Many people put a lot of thought into how to answer the questions they will be asked during the interview process for an executive or non-executive role, but few think about what questions they themselves should pose.
Asking the right questions is extremely important, especially if you are interviewing for an executive or non-executive role.
Here are our top tips for getting this frequently overlooked element of the interview right.
AS A NON-EXECUTIVE…
Tip #1: Don’t ask leading questions
As a non-executive director, it’s all about your ability to ask questions, and you need to be able to do that in a certain way.
Specifically, you cannot ask leading questions – that is, a question that prompts or encourages the answer wanted. Furthermore, you cannot reveal your opinion as part of the question.

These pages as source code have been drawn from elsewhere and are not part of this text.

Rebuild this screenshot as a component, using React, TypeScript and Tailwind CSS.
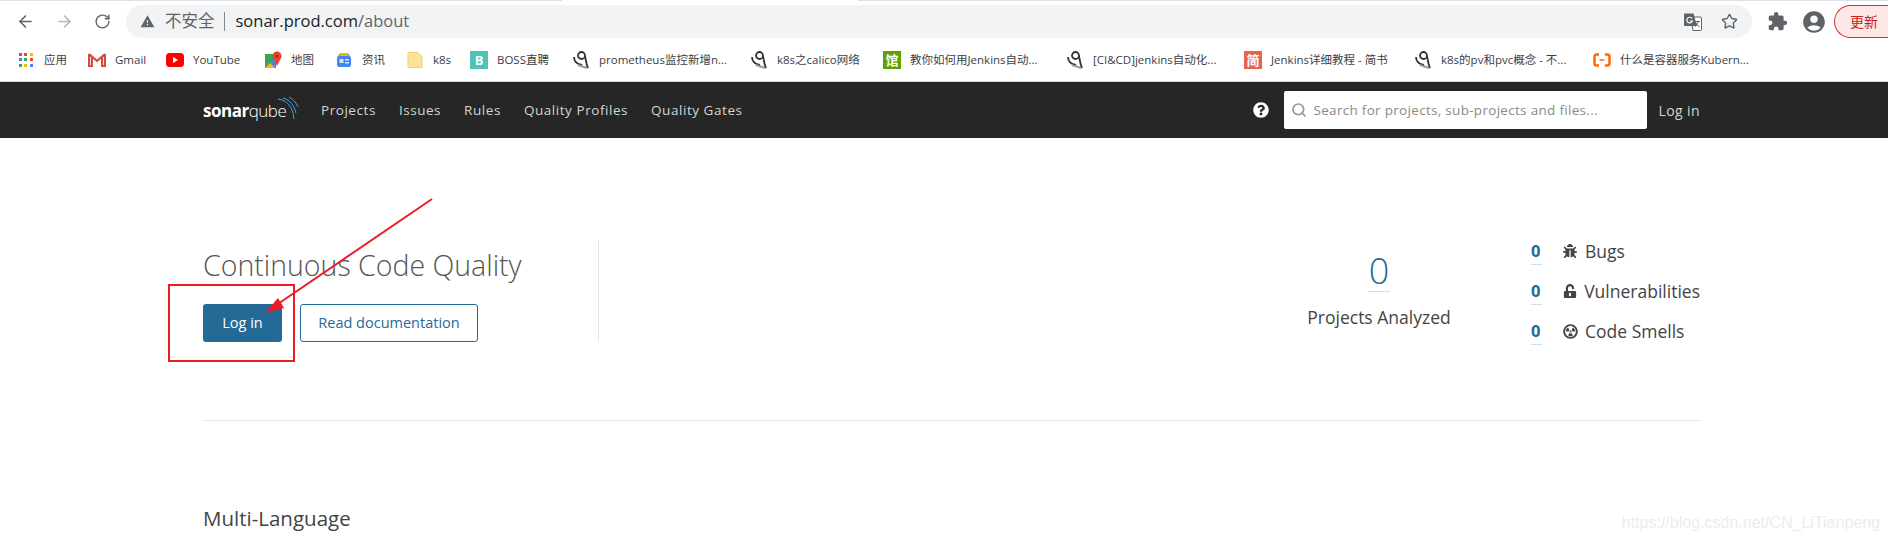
import { ReactNode } from 'react';
import { ArrowLeft, ArrowRight, RotateCw, Search, Star } from 'lucide-react';
import { FaBug, FaQuestionCircle, FaRadiationAlt, FaUnlockAlt } from 'react-icons/fa';
import { MdAccountCircle, MdExtension, MdWarning } from 'react-icons/md';

const FONT = "font-['Open_Sans','Noto_Sans_CJK_SC',sans-serif]";

function AppsIcon() {
  const colors = ['#ea4335', '#ea4335', '#fbbc05', '#4285f4', '#34a853', '#ea4335', '#34a853', '#fbbc05', '#4285f4'];
  return (
    <div className="grid grid-cols-3 gap-[2px] w-[14px] h-[14px]">
      {colors.map((c, i) => (
        <span key={i} style={{ backgroundColor: c }} className="block w-[3px] h-[3px]" />
      ))}
    </div>
  );
}

function GmailIcon() {
  return (
    <svg viewBox="0 0 18 14" className="w-[18px] h-[14px]">
      <path d="M1 1v12h3V5l5 4 5-4v8h3V1h-2L9 6 3 1z" fill="#e4e4e4" />
      <path d="M1 1v12h3V4.500M17 1v12h-3V4.500M1 1l8 7 8-7" fill="none" stroke="#d54c3f" strokeWidth="2" />
    </svg>
  );
}

function YoutubeIcon() {
  return (
    <svg viewBox="0 0 18 14" className="w-[18px] h-[14px]">
      <rect width="18" height="14" y="0" rx="3.500" fill="#f00" />
      <path d="M7 4l5 3-5 3z" fill="#fff" />
    </svg>
  );
}

function MapsIcon() {
  return (
    <svg viewBox="0 0 18 18" className="w-[18px] h-[18px]">
      <path d="M1 3h11v14H1z" fill="#34a853" />
      <path d="M1 17 12 6v11z" fill="#4285f4" />
      <path d="M1 17l5-5 5 5z" fill="#fbbc05" />
      <circle cx="13" cy="5" r="4.500" fill="#ea4335" />
      <path d="M9 7l4 8 4-8z" fill="#ea4335" />
      <circle cx="13" cy="5" r="1.500" fill="#a52714" />
    </svg>
  );
}

function NewsIcon() {
  return (
    <svg viewBox="0 0 16 16" className="w-4 h-4">
      <path d="M3 2h10l1 3H2z" fill="#6aa84f" />
      <path d="M4 1h8v3H4z" fill="#f4b400" />
      <rect x="1" y="4" width="14" height="11" rx="2" fill="#4285f4" />
      <rect x="3.500" y="7" width="4" height="4" fill="#cfe0fc" />
      <rect x="9" y="7" width="4" height="1.500" fill="#cfe0fc" />
      <rect x="9" y="10" width="4" height="1.500" fill="#cfe0fc" />
    </svg>
  );
}

function FolderIcon() {
  return (
    <svg viewBox="0 0 16 18" className="w-4 h-[18px]">
      <path d="M1 1.500h10l4 4v11H1z" fill="#fde293" stroke="#f0cf6c" strokeWidth="1" />
    </svg>
  );
}

function SquiggleIcon() {
  return (
    <svg viewBox="0 0 18 20" className="w-[18px] h-5">
      <path d="M2 7c0 4 3 7 8 8" fill="none" stroke="#333" strokeWidth="1.800" />
      <circle cx="9.500" cy="5.500" r="3.500" fill="none" stroke="#333" strokeWidth="1.800" />
      <path d="M13 6c1 4 1 8 3 12" fill="none" stroke="#333" strokeWidth="1.800" />
      <path d="M6 15c3 1 6 2 9 3" fill="none" stroke="#999" strokeWidth="2" />
    </svg>
  );
}

function LetterIcon({ bg, text }: { bg: string; text: string }) {
  return (
    <div className={`w-[18px] h-[18px] flex items-center justify-center text-white text-[13px] font-bold leading-none ${bg}`}>
      {text}
    </div>
  );
}

function BracketIcon() {
  return (
    <svg viewBox="0 0 18 14" className="w-[18px] h-[14px]">
      <path d="M6 1.500H3.500a2 2 0 0 0-2 2v7a2 2 0 0 0 2 2H6M12 1.500h2.500a2 2 0 0 1 2 2v7a2 2 0 0 1-2 2H12" fill="none" stroke="#ff6a00" strokeWidth="2.500" />
      <path d="M6.500 7h5" stroke="#ff6a00" strokeWidth="1.500" />
    </svg>
  );
}

function TranslateIcon() {
  return (
    <svg viewBox="0 0 18 18" className="w-[18px] h-[18px]">
      <path d="M7 4h9.500a1 1 0 0 1 1 1v11.500a1 1 0 0 1-1 1H9z" fill="#fff" stroke="#5f6368" strokeWidth="1" />
      <path d="M1 .500h8.500L13 13H1a1 1 0 0 1-1-1V1.500a1 1 0 0 1 1-1z" fill="#5f6368" />
      <path d="M8 5.500A2.800 2.800 0 1 0 8.300 8H6" fill="none" stroke="#fff" strokeWidth="1.200" />
      <path d="M11.500 8.500H16M14 8v1c-.3 2-1.500 3.500-3 4.500M12 10c.6 1.500 2 3 3.500 3.500" fill="none" stroke="#5f6368" strokeWidth="1" />
    </svg>
  );
}

const bookmarks: { icon: ReactNode; label: string; width: string }[] = [
  { icon: <AppsIcon />, label: '应用', width: 'w-[71px]' },
  { icon: <GmailIcon />, label: 'Gmail', width: 'w-[78px]' },
  { icon: <YoutubeIcon />, label: 'YouTube', width: 'w-[98px]' },
  { icon: <MapsIcon />, label: '地图', width: 'w-[71px]' },
  { icon: <NewsIcon />, label: '资讯', width: 'w-[71px]' },
  { icon: <FolderIcon />, label: 'k8s', width: 'w-[64px]' },
  { icon: <LetterIcon bg="bg-[#4fc3b8]" text="B" />, label: 'BOSS直聘', width: 'w-[102px]' },
  { icon: <SquiggleIcon />, label: 'prometheus监控新增n...', width: 'w-[178px]' },
  { icon: <SquiggleIcon />, label: 'k8s之calico网络', width: 'w-[133px]' },
  { icon: <LetterIcon bg="bg-[#5aa300]" text="馆" />, label: '教你如何用Jenkins自动...', width: 'w-[183px]' },
  { icon: <SquiggleIcon />, label: '[CI&CD]jenkins自动化...', width: 'w-[178px]' },
  { icon: <LetterIcon bg="bg-[#e9624f]" text="简" />, label: 'Jenkins详细教程 - 简书', width: 'w-[170px]' },
  { icon: <SquiggleIcon />, label: 'k8s的pv和pvc概念 - 不...', width: 'w-[179px]' },
  { icon: <BracketIcon />, label: '什么是容器服务Kubern...', width: 'w-[170px]' },
];

const navLinks = ['Projects', 'Issues', 'Rules', 'Quality Profiles', 'Quality Gates'];

const measures = [
  { label: 'Bugs', icon: <FaBug className="w-[14px] h-[14px]" /> },
  { label: 'Vulnerabilities', icon: <FaUnlockAlt className="w-[14px] h-[14px]" /> },
  { label: 'Code Smells', icon: <FaRadiationAlt className="w-[15px] h-[15px]" /> },
];

function BrowserChrome() {
  return (
    <div className="h-[82px] bg-white border-b border-[#d9d9d9]">
      <div className="h-[43px] flex items-start pt-[5px]">
        <div className="w-[126px] h-[33px] flex items-center text-[#5f6368] pl-[16px] gap-[20px]">
          <ArrowLeft className="w-[19px] h-[19px]" />
          <ArrowRight className="w-[19px] h-[19px] text-[#b4b6b9]" />
          <RotateCw className="w-[17px] h-[17px]" />
        </div>
        <div className="w-[1626px] h-[33px] rounded-full bg-[#f1f3f4] flex items-center pl-[14px] pr-[14px]">
          <MdWarning className="w-[15px] h-[15px] text-[#5f6368]" />
          <span className="ml-[10px] text-[16.500px] text-[#5f6368]">不安全</span>
          <span className="ml-[9px] mr-[11px] w-px h-[19px] bg-[#888]" />
          <span className="text-[16.500px] text-[#202124]">sonar.prod.com<span className="text-[#5f6368]">/about</span></span>
          <div className="ml-auto flex items-center gap-[19px]">
            <TranslateIcon />
            <Star className="w-[17px] h-[17px] text-[#5f6368]" />
          </div>
        </div>
        <div className="h-[33px] flex items-center ml-[15px] text-[#5f6368] gap-[13px]">
          <MdExtension className="w-[21px] h-[21px]" />
          <MdAccountCircle className="w-[26px] h-[26px]" />
        </div>
        <div className="ml-[7px] h-[33px] flex-1 rounded-l-full border border-r-0 border-[#d93025] bg-[#fce8e6] text-[#c5221f] text-[14px] flex items-center pl-[15px]">
          更新
        </div>
      </div>
      <div className="h-[34px] flex items-center pl-[17px] text-[11.500px] text-[#3c4043] whitespace-nowrap overflow-hidden">
        {bookmarks.map((b) => (
          <div key={b.label} className={`flex items-center gap-[9px] shrink-0 ${b.width}`}>
            <div className="w-[18px] h-5 flex items-center justify-center shrink-0">{b.icon}</div>
            <span>{b.label}</span>
          </div>
        ))}
      </div>
    </div>
  );
}

function SonarLogo() {
  return (
    <div className="relative w-[96px] h-[28px] flex items-center text-white text-[17px] leading-none tracking-[-0.5px]">
      <span className="font-bold">sonar</span>
      <span className="font-light">qube</span>
      <svg viewBox="0 0 24 24" className="absolute right-0 top-0 w-[24px] h-[24px]" fill="none" stroke="#4b9fd5" strokeWidth="1">
        <path d="M3 3c9 1 15 8 16 20" />
        <path d="M8 2c7 2 11 7 13 15" />
        <path d="M14 1c4 2 7 5 9 10" />
      </svg>
    </div>
  );
}

function NavBar() {
  return (
    <div className="h-[56px] bg-[#262626] flex items-center pl-[203px] pr-[188px]">
      <SonarLogo />
      <nav className="flex items-center gap-[23px] ml-[22px] text-[13.500px] tracking-[0.55px] text-[#d4d4d4]">
        {navLinks.map((l) => (
          <span key={l}>{l}</span>
        ))}
      </nav>
      <FaQuestionCircle className="ml-auto w-[16px] h-[16px] text-white" />
      <div className="ml-[15px] w-[363px] h-[38px] bg-white rounded-[2px] flex items-center pl-[7px] text-[13.500px] tracking-[0.3px] text-[#8a8a8a]">
        <Search className="w-[16px] h-[16px] mr-[7px] text-[#999]" strokeWidth={2.500} />
        Search for projects, sub-projects and files...
      </div>
      <span className="ml-[12px] text-[14px] tracking-[0.4px] text-[#d4d4d4]">Log in</span>
    </div>
  );
}

function Hero() {
  return (
    <div className="flex items-start">
      <div className="w-[396px] h-[102px] border-r border-[#e6e6e6] mr-0 flex flex-col justify-end">
        <h1 className="text-[28.500px] font-light leading-[40px] text-[#555] mb-[19px] whitespace-nowrap">Continuous Code Quality</h1>
        <div className="flex gap-[18px]">
          <button className="w-[79px] h-[38px] rounded-[3px] bg-[#236a97] text-white text-[14.500px]">Log in</button>
          <button className="w-[178px] h-[38px] rounded-[3px] border border-[#236a97] text-[#236a97] text-[14.500px]">Read documentation</button>
        </div>
      </div>
      <div className="ml-auto flex items-start">
        <div className="w-[146px] flex flex-col items-center pt-[9px]">
          <span className="text-[36px] leading-[44px] text-[#236a97] border-b border-[#cde0ec] h-[43px] px-px font-light">0</span>
          <span className="mt-[13px] text-[17.500px] leading-[24px] text-[#444]">Projects Analyzed</span>
        </div>
        <div className="ml-[79px] w-[169px] flex flex-col -mt-[4px] gap-[10px]">
          {measures.map((m) => (
            <div key={m.label} className="h-[30px] flex items-center">
              <span className="w-[11px] text-[16.500px] leading-[26px] h-[27px] font-bold text-[#236a97] border-b border-[#cde0ec]">0</span>
              <span className="ml-[21px] w-[22px] text-[#444] flex justify-start">{m.icon}</span>
              <span className="text-[17.500px] text-[#444]">{m.label}</span>
            </div>
          ))}
        </div>
      </div>
    </div>
  );
}

export default function App() {
  return (
    <div className={`relative w-[1888px] h-[543px] overflow-hidden bg-white ${FONT}`}>
      <BrowserChrome />
      <NavBar />
      <main className="px-[188px] pl-[203px] pt-[102px]">
        <Hero />
        <hr className="mt-[74px] border-[#e6e6e6]" />
        <h2 className="mt-[84px] text-[20.500px] leading-[26px] text-[#444]">Multi-Language</h2>
      </main>

      {/* tab strip remains along the top edge */}
      <div className="absolute left-0 top-0 w-[562px] h-px bg-[#dee1e6]" />
      <div className="absolute left-[858px] right-0 top-0 h-px bg-[#dee1e6]" />

      {/* red annotation over the page */}
      <svg className="absolute left-0 top-0 w-[1888px] h-[543px] pointer-events-none" viewBox="0 0 1888 543" fill="none">
        <rect x="169" y="285" width="125" height="76" stroke="#ed1c24" strokeWidth="2" />
        <path d="M432 199 272 308" stroke="#ed1c24" strokeWidth="2" />
        <path d="M265 313 278 298 284 308z" fill="#ed1c24" />
      </svg>

      <div className="absolute right-[8px] bottom-[8px] font-['Liberation_Sans',sans-serif] text-[16px] text-[#ececec]">
        https://blog.csdn.net/CN_LiTianpeng
      </div>
    </div>
  );
}
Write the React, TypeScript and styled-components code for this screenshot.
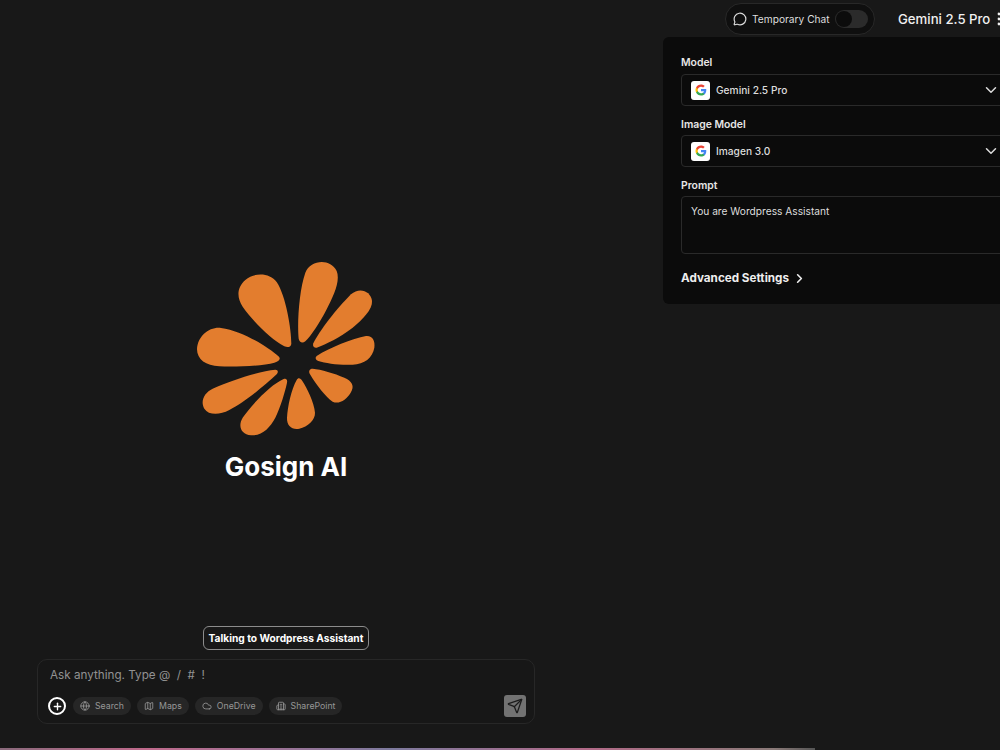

An example of a leading question would be: “Why did you hire the CEO internally without doing an executive search?”
A better way to phrase that question could be: “Could you please provide me with the board’s reasoning behind the hiring process of the CEO?”
As you can see, the wording of the second question is non-leading. It’s open. And there is no judgement involved.
Tip #2: Prepare A LOT of questions
Imagine this scenario. You are interviewing for a board position and the chairman asks you if you have any questions.
The worst response would be to say ‘no’. This implies that you are either not prepared or not interested enough in the role.
The next worst thing you could do is to rattle off the first two to three questions that spring to mind, without having thought them through.
Instead, you should have 2-4 pages (yes, you read that right!) of questions pre-prepared to ask the chairman during the interview. As mentioned earlier, these questions should be non-leading and non-judgemental. And you should have some idea of the types of responses you may receive.
AS AN EXECUTIVE…
Tip #1: Ask open-ended questions During the interview, you want to keep the conversation flowing. A great way to do that is by asking open-ended questions rather than closed ones.
Open-ended questions cannot be answered with a “yes” or “no” or a static reply. They require a longer response.
Here are some examples.
“I see from your LinkedIn profile that you’ve been working within this organisation for four years. What changes have you seen within the organisation since you joined?”
“In your opinion, what are the top three priorities for this role for the next 3-6 months?”
“How would you describe the culture within the organisation?”
These types of questions help to drive the conversation. They also show that you are genuinely interested in the opportunity, whilst potentially arming you with useful information, which leads us to our next tip.
It’s perfectly fine to throw in a couple of process questions, but these should be kept to a minimum. Examples include: “Who else will I be meeting?” or “What is the next stage in the interview process?”
Tip #2: Be strategic in your questioning and make your follow-up response count
Another mistake people make when asking questions in an executive interview is that they move straight on to the next question, without following up the interviewer’s response.
The follow up is an opportunity to overlay your response with any experience you have that relates to that question.
Here’s an example.
Candidate: “How has the company culture changed in the past five years?”
Candidate: “That’s really interesting and I can totally relate to that. In my previous role, I led a cultural movement in the organisation thanks to the introduction of a comprehensive wellbeing program that incited collective action and ultimately doubled productivity.”
Tip #3: Avoid taboo questions
There are some questions that are best avoided during an executive interview process, particularly in the early stages.
As a general rule of thumb, avoid salary talk, unless the interviewer brings it up first. Discussing salary too early on can send the wrong message.
It’s also a good idea to avoid discussing hours, benefits and bonuses during the interview process. These can be negotiated down the track.
THE BOTTOM LINE
Whether you’re going for a non-executive or an executive role, it is important to: 1) Ask the right questions 2) Ask enough questions; and 3) Follow up the responses effectively. Do those three things well, and you’ll be more likely to land the role.